Muchas culturas organizativas se deterioran precisamente por la falta de pausa. Al principio no se nota. Los resultados llegan, los indicadores acompañan, la maquinaria parece funcionar. Pero poco a poco se apagan señales que no siempre se miden: la ilusión, la creatividad, la confianza. Las conversaciones se vuelven defensivas, el error se esconde y el silencio ocupa el lugar del debate. La cultura se enferma sin hacer ruido.ç

 

La cultura, como el aire, no se ve, pero se respira. Cuando ese aire está contaminado por la prisa, la incoherencia y la falta de escucha, las personas se adaptan durante un tiempo, pero terminan desconectándose. Aumenta la rotación, se debilita el compromiso y se instala el cinismo. No porque falte talento, sino porque falta sentido.

 

Gran parte de ese deterioro no viene de grandes decisiones equivocadas, sino de pequeñas incoherencias sostenidas en el tiempo. Decir que las personas son importantes, pero no tener tiempo para ellas. Hablar de valores, pero premiar únicamente resultados. Defender la escucha, pero vivir permanentemente acelerados. Cada una de esas contradicciones erosiona la confianza. Y sin confianza, no hay cultura que se sostenga.

 

En este contexto, decidir con propósito se convierte en un acto de liderazgo consciente. Decidir con propósito no es decidir despacio por sistema, sino decidir desde el para qué. Es recordar la razón de ser de la organización y alinear las decisiones con ella, incluso cuando la presión empuja en otra dirección. Es entender que no todo lo que se puede hacer debe hacerse, y que decir no también es una forma de liderar.

 

Las decisiones tomadas desde el propósito suelen ser menos inmediatas, pero más sólidas.

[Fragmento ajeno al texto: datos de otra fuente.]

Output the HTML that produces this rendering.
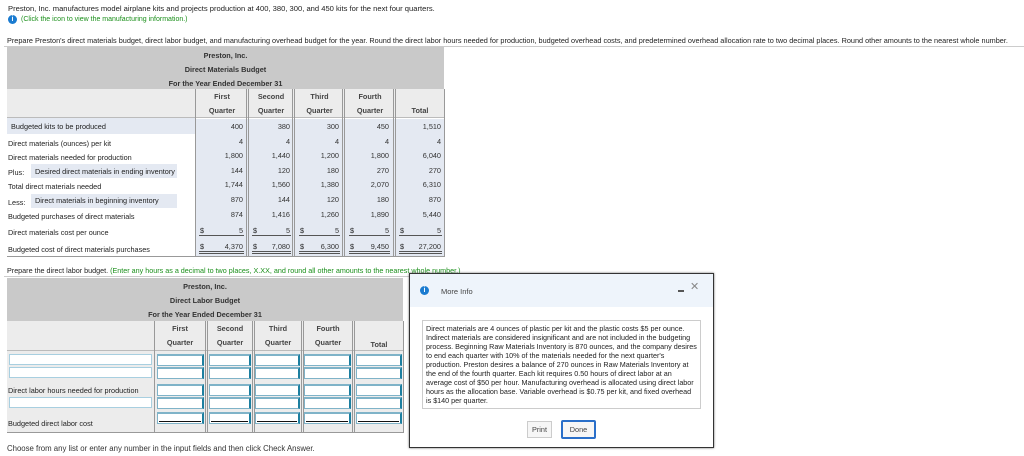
<!DOCTYPE html>
<html><head><meta charset="utf-8"><style>
*{margin:0;padding:0;box-sizing:border-box}
body{width:1024px;height:456px;background:#fff;font-family:"Liberation Sans",Arial,sans-serif;font-size:7.3px;color:#222;position:relative;overflow:hidden}
.a{position:absolute;white-space:nowrap}
.g{color:#1a8f1a}
.hd{background:#c9c9c9;text-align:center;font-weight:bold;color:#333}
.col{position:absolute;background:#e4e9f2}
.vl{position:absolute;width:3px;border-left:1px solid #999;border-right:1px solid #999}
.num{position:absolute;text-align:right;color:#333}
.in{position:absolute;background:#fff;border:1px solid #7fb3c8;border-right:2px solid #1d7fa0;border-top:2px solid #7fb3c8}
.inl{position:absolute;background:#fff;border:1px solid #a8cfe0}
.qh{position:absolute;text-align:center;font-weight:bold;color:#444;line-height:14px;white-space:nowrap}
</style></head><body>
<div class="a" style="left:8px;top:4px;font-size:7.6px">Preston, Inc. manufactures model airplane kits and projects production at 400, 380, 300, and 450 kits for the next four quarters.</div>
<div class="a" style="left:8px;top:15px;width:9px;height:9px;border-radius:50%;background:#1a7bd0;color:#fff;font-weight:bold;font-size:7px;text-align:center;line-height:9px">i</div>
<div class="a g" style="left:21px;top:16px;font-size:7px">(Click the icon to view the manufacturing information.)</div>
<div class="a" style="left:7px;top:36px;font-size:7.3px">Prepare Preston's direct materials budget, direct labor budget, and manufacturing overhead budget for the year. Round the direct labor hours needed for production, budgeted overhead costs, and predetermined overhead allocation rate to two decimal places. Round other amounts to the nearest whole number.</div>
<div class="a" style="left:4px;top:46px;width:1020px;height:1px;background:#ccc"></div>

<!-- Table 1 -->
<div class="a hd" style="left:7px;top:47px;width:437px;height:42px;line-height:14px;padding-top:2px">Preston, Inc.<br>Direct Materials Budget<br>For the Year Ended December 31</div>
<div class="a" style="left:7px;top:89px;width:437px;height:29px;background:#ececec;border-bottom:1px solid #bbb"></div>
<div class="a" style="left:7px;top:118px;width:188px;height:16px;background:#e4e9f2"></div>
<div class="a" style="left:31px;top:164px;width:146px;height:14px;background:#e4e9f2"></div>
<div class="a" style="left:31px;top:194px;width:146px;height:14px;background:#e4e9f2"></div>
<div class="col" style="left:196px;top:119px;width:248px;height:137px"></div>
<div class="a" style="left:195px;top:89px;width:1px;height:167px;background:#999"></div>
<div class="vl" style="left:246px;top:89px;height:167px"></div>
<div class="vl" style="left:292px;top:89px;height:167px"></div>
<div class="vl" style="left:342px;top:89px;height:167px"></div>
<div class="vl" style="left:393px;top:89px;height:167px"></div>
<div class="a" style="left:444px;top:89px;width:1px;height:167px;background:#999"></div>
<div class="a" style="left:7px;top:256px;width:438px;height:1px;background:#999"></div>
<div class="qh" style="left:196px;top:90px;width:52px">First<br>Quarter</div>
<div class="qh" style="left:249px;top:90px;width:44px">Second<br>Quarter</div>
<div class="qh" style="left:296px;top:90px;width:47px">Third<br>Quarter</div>
<div class="qh" style="left:346px;top:90px;width:48px">Fourth<br>Quarter</div>
<div class="qh" style="left:396px;top:104px;width:48px">Total</div>

<div class="a" style="left:11px;top:122px">Budgeted kits to be produced</div>
<div class="a" style="left:8px;top:139px">Direct materials (ounces) per kit</div>
<div class="a" style="left:8px;top:153px">Direct materials needed for production</div>
<div class="a" style="left:8px;top:168px">Plus:</div><div class="a" style="left:35px;top:167px">Desired direct materials in ending inventory</div>
<div class="a" style="left:8px;top:182px">Total direct materials needed</div>
<div class="a" style="left:8px;top:198px">Less:</div><div class="a" style="left:35px;top:196px">Direct materials in beginning inventory</div>
<div class="a" style="left:8px;top:212px">Budgeted purchases of direct materials</div>
<div class="a" style="left:8px;top:228px">Direct materials cost per ounce</div>
<div class="a" style="left:8px;top:245px">Budgeted cost of direct materials purchases</div>

<div id="nums"></div>
<script>
var cols=[[196,243],[249,290],[296,339],[346,389],[396,441]];
var rows=[[122,["400","380","300","450","1,510"]],[137,["4","4","4","4","4"]],[151,["1,800","1,440","1,200","1,800","6,040"]],[166,["144","120","180","270","270"]],[180,["1,744","1,560","1,380","2,070","6,310"]],[195,["870","144","120","180","870"]],[210,["874","1,416","1,260","1,890","5,440"]]];
var h="";
rows.forEach(function(r){cols.forEach(function(c,i){h+='<div class="num" style="left:'+c[0]+'px;width:'+(c[1]-c[0])+'px;top:'+r[0]+'px">'+r[1][i]+'</div>';});});
var d1=["5","5","5","5","5"],d2=["4,370","7,080","6,300","9,450","27,200"];
cols.forEach(function(c,i){
 h+='<div class="a" style="left:'+(c[0]+4)+'px;top:226px">$</div><div class="num" style="left:'+c[0]+'px;width:'+(c[1]-c[0])+'px;top:226px">'+d1[i]+'</div>';
 h+='<div class="a" style="left:'+(c[0]+3)+'px;top:235px;width:'+(c[1]-c[0]-2)+'px;height:1px;background:#555"></div>';
 h+='<div class="a" style="left:'+(c[0]+4)+'px;top:242px">$</div><div class="num" style="left:'+c[0]+'px;width:'+(c[1]-c[0])+'px;top:242px">'+d2[i]+'</div>';
 h+='<div class="a" style="left:'+(c[0]+3)+'px;top:251px;width:'+(c[1]-c[0]-2)+'px;height:3px;border-top:1px solid #555;border-bottom:1px solid #555"></div>';
});
document.getElementById("nums").innerHTML=h;
</script>

<div class="a" style="left:7px;top:266px;font-size:7.2px">Prepare the direct labor budget. <span class="g">(Enter any hours as a decimal to two places, X.XX, and round all other amounts to the nearest whole number.)</span></div>
<div class="a" style="left:4px;top:276px;width:405px;height:1px;background:#ccc"></div>

<!-- Table 2 -->
<div class="a hd" style="left:7px;top:278px;width:396px;height:43px;line-height:14px;padding-top:2px">Preston, Inc.<br>Direct Labor Budget<br>For the Year Ended December 31</div>
<div class="a" style="left:7px;top:321px;width:396px;height:111px;background:#ececec"></div>
<div class="a" style="left:7px;top:350px;width:396px;height:1px;background:#bbb"></div>
<div class="a" style="left:154px;top:321px;width:1px;height:111px;background:#999"></div>
<div class="vl" style="left:205px;top:321px;height:111px"></div>
<div class="vl" style="left:252px;top:321px;height:111px"></div>
<div class="vl" style="left:301px;top:321px;height:111px"></div>
<div class="vl" style="left:352px;top:321px;height:111px"></div>
<div class="a" style="left:403px;top:321px;width:1px;height:111px;background:#999"></div>
<div class="a" style="left:7px;top:432px;width:397px;height:1px;background:#999"></div>
<div class="qh" style="left:155px;top:322px;width:50px">First<br>Quarter</div>
<div class="qh" style="left:208px;top:322px;width:44px">Second<br>Quarter</div>
<div class="qh" style="left:255px;top:322px;width:46px">Third<br>Quarter</div>
<div class="qh" style="left:304px;top:322px;width:48px">Fourth<br>Quarter</div>
<div class="qh" style="left:355px;top:338px;width:48px">Total</div>
<div class="inl" style="left:9px;top:354px;width:143px;height:11px"></div>
<div class="inl" style="left:9px;top:367px;width:143px;height:11px"></div>
<div class="a" style="left:8px;top:386px">Direct labor hours needed for production</div>
<div class="inl" style="left:9px;top:397px;width:143px;height:11px"></div>
<div class="a" style="left:8px;top:419px">Budgeted direct labor cost</div>
<div id="ins"></div>
<script>
var c2=[[157,204],[209,251],[255,300],[304,351],[356,402]],ys=[354,367,384,397,412],g="";
c2.forEach(function(c){ys.forEach(function(y,j){g+='<div class="in" style="left:'+c[0]+'px;top:'+y+'px;width:'+(c[1]-c[0])+'px;height:12px"></div>';});
g+='<div class="a" style="left:'+(c[0]+2)+'px;top:421px;width:'+(c[1]-c[0]-5)+'px;height:1px;background:#111"></div>';});
document.getElementById("ins").innerHTML=g;
</script>

<div class="a" style="left:7px;top:444px;font-size:7.8px;color:#333">Choose from any list or enter any number in the input fields and then click Check Answer.</div>

<!-- Modal -->
<div class="a" style="left:409px;top:273px;width:305px;height:175px;background:#fff;border:1px solid #333;box-shadow:0 0 2px #666"></div>
<div class="a" style="left:410px;top:274px;width:303px;height:33px;background:#eef4fb"></div>
<div class="a" style="left:420px;top:286px;width:9px;height:9px;border-radius:50%;background:#1a7bd0;color:#fff;font-weight:bold;font-size:7px;text-align:center;line-height:9px">i</div>
<div class="a" style="left:441px;top:287px;font-size:7.5px;color:#444">More Info</div>
<div class="a" style="left:678px;top:290px;width:6px;height:2px;background:#555"></div>
<div class="a" style="left:690px;top:280px;font-size:11px;color:#888">✕</div>
<div class="a" style="left:422px;top:320px;width:279px;height:89px;border:1px solid #ccc;padding:3px 3px;white-space:normal;font-size:7.2px;line-height:9px;color:#222">Direct materials are 4 ounces of plastic per kit and the plastic costs $5 per ounce. Indirect materials are considered insignificant and are not included in the budgeting process. Beginning Raw Materials Inventory is 870 ounces, and the company desires to end each quarter with 10% of the materials needed for the next quarter's production. Preston desires a balance of 270 ounces in Raw Materials Inventory at the end of the fourth quarter. Each kit requires 0.50 hours of direct labor at an average cost of $50 per hour. Manufacturing overhead is allocated using direct labor hours as the allocation base. Variable overhead is $0.75 per kit, and fixed overhead is $140 per quarter.</div>
<div class="a" style="left:527px;top:421px;width:25px;height:17px;border:1px solid #ccc;background:#f6f6f6;text-align:center;line-height:15px;font-size:7.3px;color:#444">Print</div>
<div class="a" style="left:561px;top:420px;width:35px;height:19px;border:2px solid #2a6fc9;background:#f6f6f6;text-align:center;line-height:15px;font-size:7.3px;color:#444;border-radius:2px">Done</div>
</body></html>
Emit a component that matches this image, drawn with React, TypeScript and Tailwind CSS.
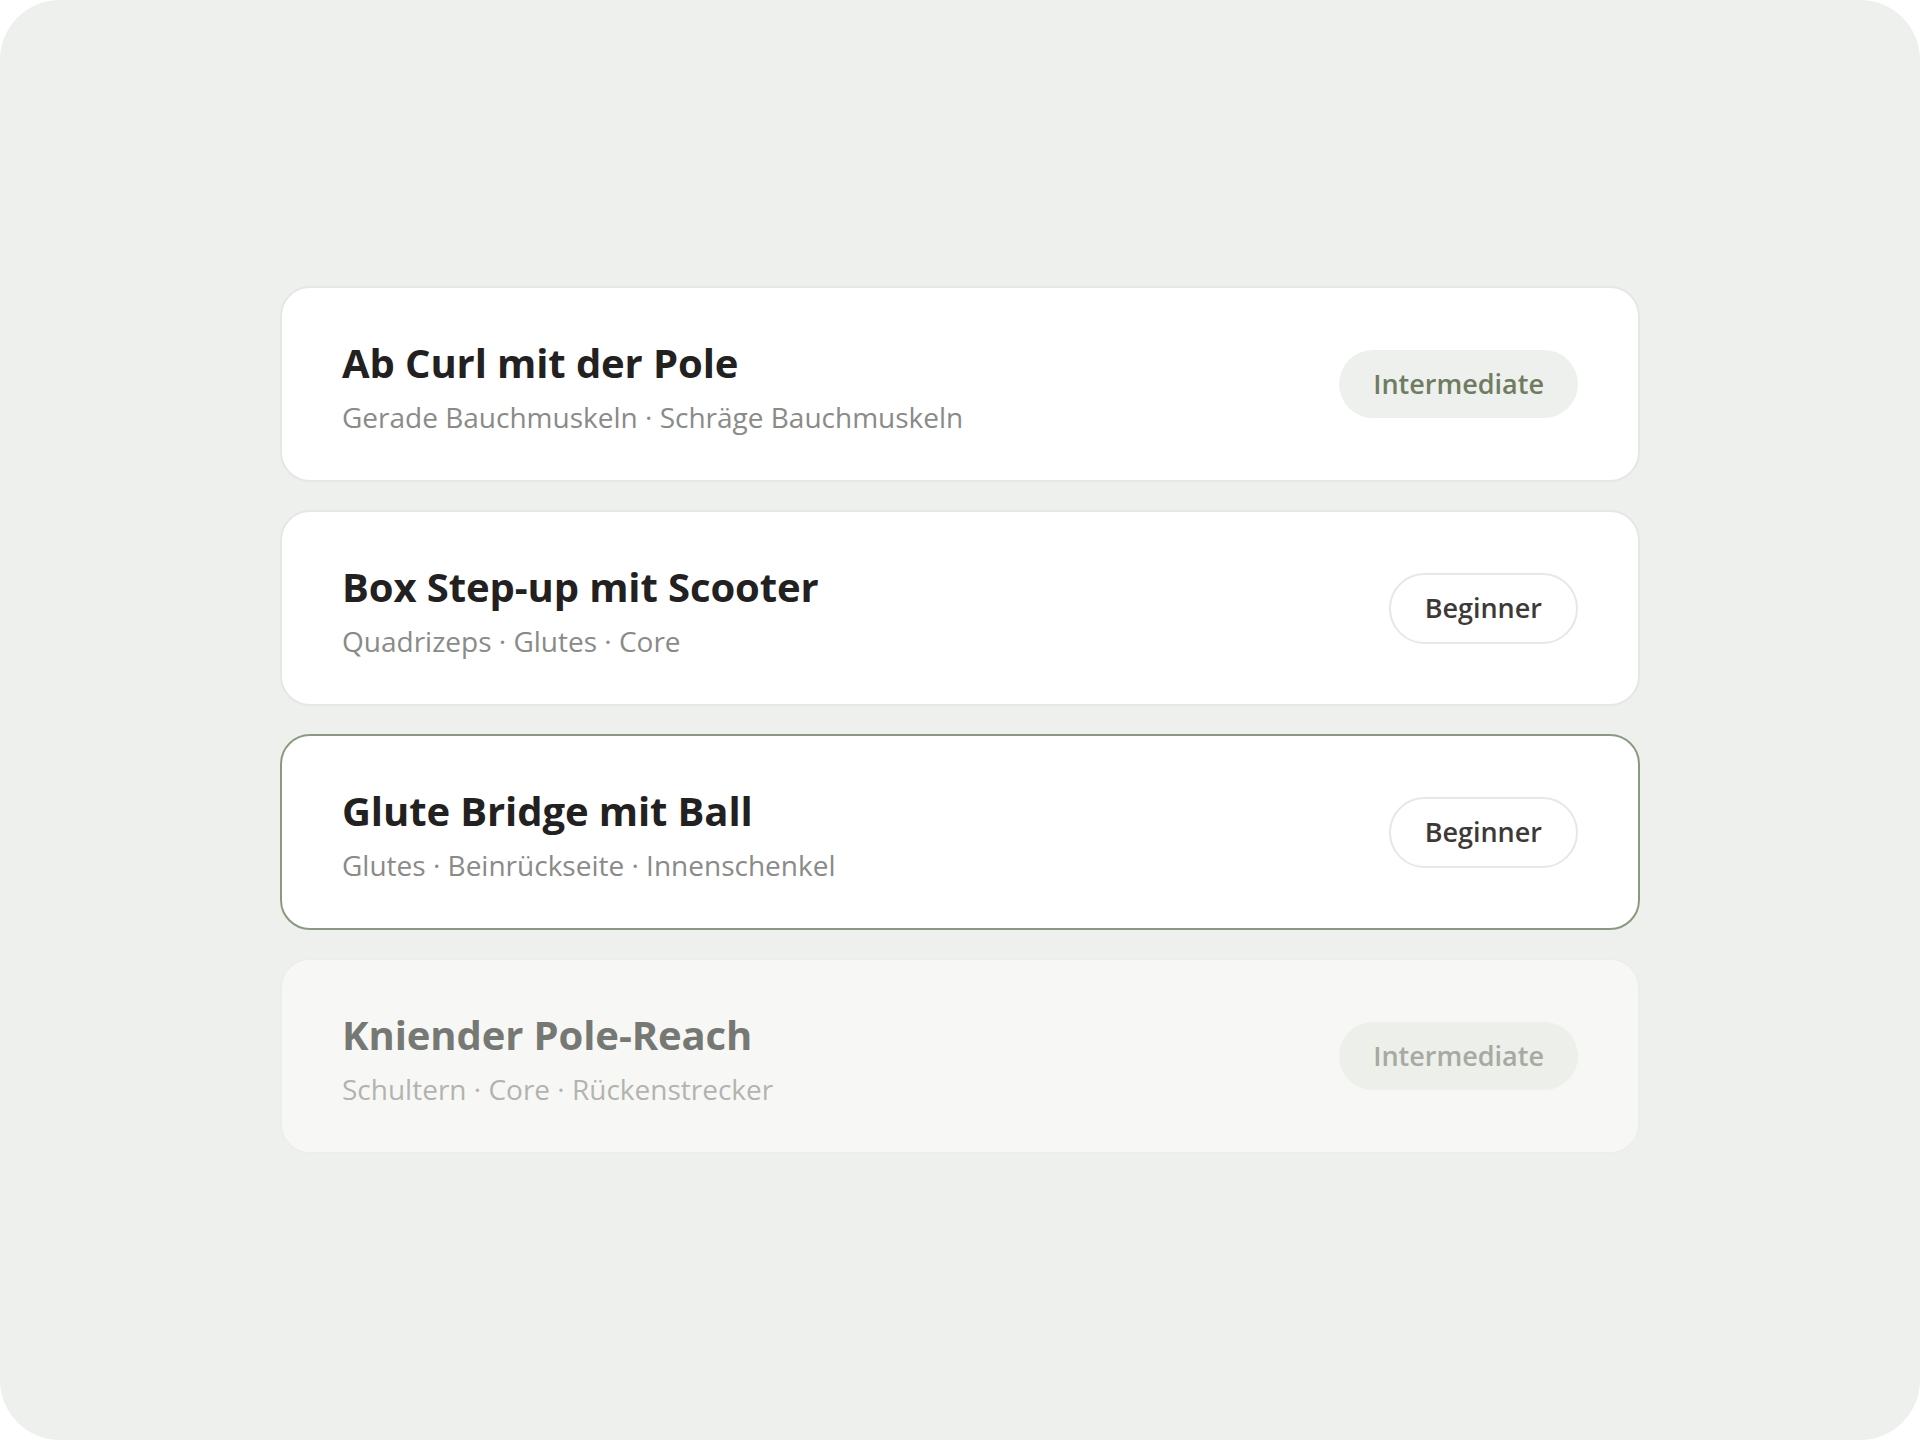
import React from "react";

type Item = {
  title: string;
  muscles: string[];
  level: "Beginner" | "Intermediate";
  state: "normal" | "selected" | "disabled";
};

const items: Item[] = [
  { title: "Ab Curl mit der Pole", muscles: ["Gerade Bauchmuskeln", "Schräge Bauchmuskeln"], level: "Intermediate", state: "normal" },
  { title: "Box Step-up mit Scooter", muscles: ["Quadrizeps", "Glutes", "Core"], level: "Beginner", state: "normal" },
  { title: "Glute Bridge mit Ball", muscles: ["Glutes", "Beinrückseite", "Innenschenkel"], level: "Beginner", state: "selected" },
  { title: "Kniender Pole-Reach", muscles: ["Schultern", "Core", "Rückenstrecker"], level: "Intermediate", state: "disabled" },
];

function Badge({ level, disabled }: { level: Item["level"]; disabled: boolean }) {
  if (level === "Intermediate") {
    return (
      <span
        className={
          "inline-flex h-[68px] items-center rounded-full px-[34px] text-[27px] font-semibold " +
          (disabled ? "bg-[#edefeb] text-[#a6aaa0]" : "bg-[#eef0ed] text-[#6f7c62]")
        }
      >
        Intermediate
      </span>
    );
  }
  return (
    <span className="inline-flex h-[71px] items-center rounded-full border-2 border-[#e6e8e4] bg-white px-[34px] text-[27px] font-semibold text-[#3e3937]">
      Beginner
    </span>
  );
}

function Card({ item }: { item: Item }) {
  const disabled = item.state === "disabled";
  const selected = item.state === "selected";
  const cardCls = selected
    ? "border-[#8b9a7f] bg-white"
    : disabled
    ? "border-[#eceeea] bg-[#f7f8f6]"
    : "border-[#e5e7e3] bg-white";
  return (
    <div className={"flex h-[196px] items-center justify-between rounded-[30px] border-2 pl-[60px] pr-[60px] " + cardCls}>
      <div className="flex flex-col pt-[5px]">
        <div
          className={
            "text-[40px] font-bold leading-[48px] tracking-[-0.1px] " +
            (disabled ? "text-[#767873]" : "text-[#23211f]")
          }
        >
          {item.title}
        </div>
        <div
          className={
            "mt-[12px] text-[28px] leading-[36px] " + (disabled ? "text-[#b2b4ae]" : "text-[#8a8a88]")
          }
        >
          {item.muscles.join(" · ")}
        </div>
      </div>
      <Badge level={item.level} disabled={disabled} />
    </div>
  );
}

export default function App() {
  return (
    <div className="h-[1440px] w-full bg-white" style={{ fontFamily: '"Open Sans", "Noto Sans", sans-serif' }}>
      <div className="flex h-full w-full items-center justify-center rounded-[60px] bg-[#eef0ed]">
        <div className="flex w-[1360px] flex-col gap-[28px]">
          {items.map((it) => (
            <Card key={it.title} item={it} />
          ))}
        </div>
      </div>
    </div>
  );
}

No buscan solo resolver el problema del día, sino construir el futuro. Y aunque a corto plazo pueden parecer arriesgadas o impopulares, a medio y largo plazo generan cohesión, compromiso y reputación.

 

La calma juega aquí un papel central. No como ausencia de acción, sino como calidad en la acción. La calma permite ver lo que el ruido oculta. Ordena las prioridades, reduce errores y mejora la claridad. Los equipos liderados desde la serenidad trabajan mejor no porque se les exija menos, sino porque se sienten más seguros. Y la seguridad es el terreno fértil donde crece el talento.

 

Mantener la calma en un entorno acelerado no es fácil. Requiere entrenamiento, autoconocimiento y valentía. Valentía para no dejarse arrastrar por la urgencia ajena. Valentía para sostener silencios. Valentía para pensar cuando otros solo reaccionan. Pero esa valentía es, hoy, una de las competencias más valiosas del liderazgo.

 

El liderazgo del presente y del futuro no será el del más rápido, sino el del más consciente. No el del que más ocupa la agenda, sino el del que protege lo importante. No el del que decide más, sino el del que decide mejor. Porque al final, liderar no consiste en hacer que las cosas pasen deprisa, sino en hacer que pasen con sentido.

 

 

 

Quizá haya llegado el momento de devolverle prestigio a la pausa. De reconciliarnos con el tiempo. De entender que detenerse también es avanzar, que reflexionar también es producir y que escuchar también es decidir. Porque en un mundo saturado de ruido, los líderes que piensan con calma son los que terminan marcando la diferencia.

 

Porque la calma no es el final del viaje, es el camino. Es el ritmo natural del liderazgo que ha entendido que el éxito no se mide en velocidad, sino en impacto. Que la serenidad no es ausencia de acción, sino calidad en la acción.

 

La calma apuesta por la profundidad. En una sociedad que teme detenerse, la calma enseña a avanzar con sentido.

 

Quizás, ahora que finaliza un año sea el momento idóneo para pensar cuál va a ser tu objetivo en 2026, si estás dispuesto a dirigir con calma, serenidad, reflexión o, por el contrario, sigues subido a esa maldita ola de la urgencia, la impulsividad, el desconcierto y las decisiones rápidas.

 

Mientras el mundo siga corriendo, los líderes que aprendan a caminar despacio serán los que más lejos lleguen. Es tu decisión, de nadie más.